As he stands up the House’s marquee investigative committee, Mr. Cummings has deliberately chosen to begin with targets that Republicans once agreed should be studied, but failed to follow up on. They include records related to the administration’s response to Hurricanes Irma and Maria, which devastated American territories in the Caribbean; Ivanka Trump’s use of a private email account for government business; the use of government jets for personal travel; misconduct by the former Environmental Protection Agency administrator, Scott Pruitt; and the Flint, Mich., water crisis.
Laying the groundwork to look for potential violations of the Constitution’s emoluments clause, which bans payments from foreign governments to federal officeholders, he wrote to the Trump Organization requesting documents related to the company’s procedures for identifying foreign payments.
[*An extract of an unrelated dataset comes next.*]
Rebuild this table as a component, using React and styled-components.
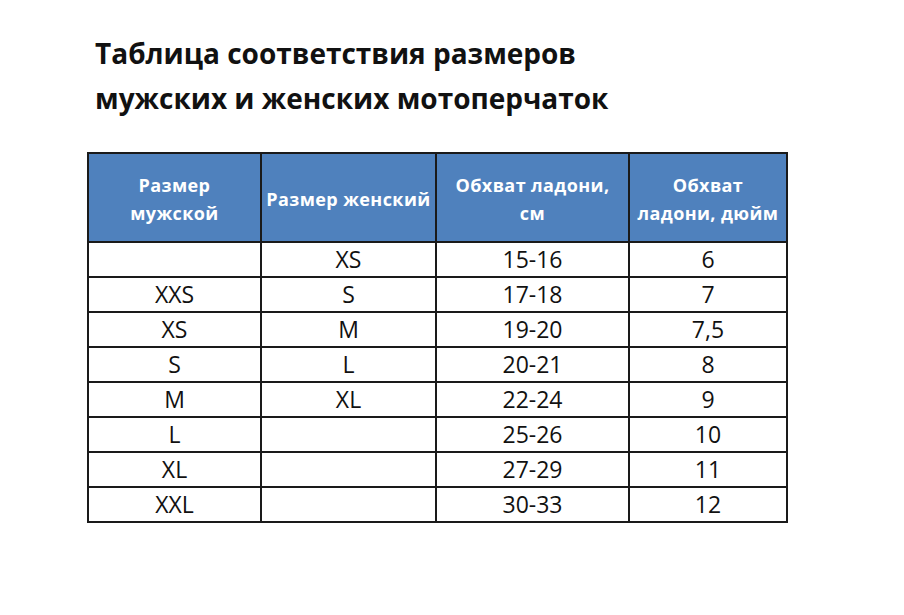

In each, Mr. Cummings said he expected the documents by Friday. Subpoenas could follow if they are not produced. But much of the committee’s investigative work is likely to remain private in the coming weeks.
Other targets appear to be imminent. Representative Carolyn B. Maloney, Democrat of New York, said she and Mr. Cummings agreed they would study what she called the Trump administration’s attempts to manipulate the 2020 census for political gain.
“Our whole democracy is based on representation,” Ms. Maloney said, “and if there is a conscious effort to undercount representation, that is an attack fundamentally on our democracy.”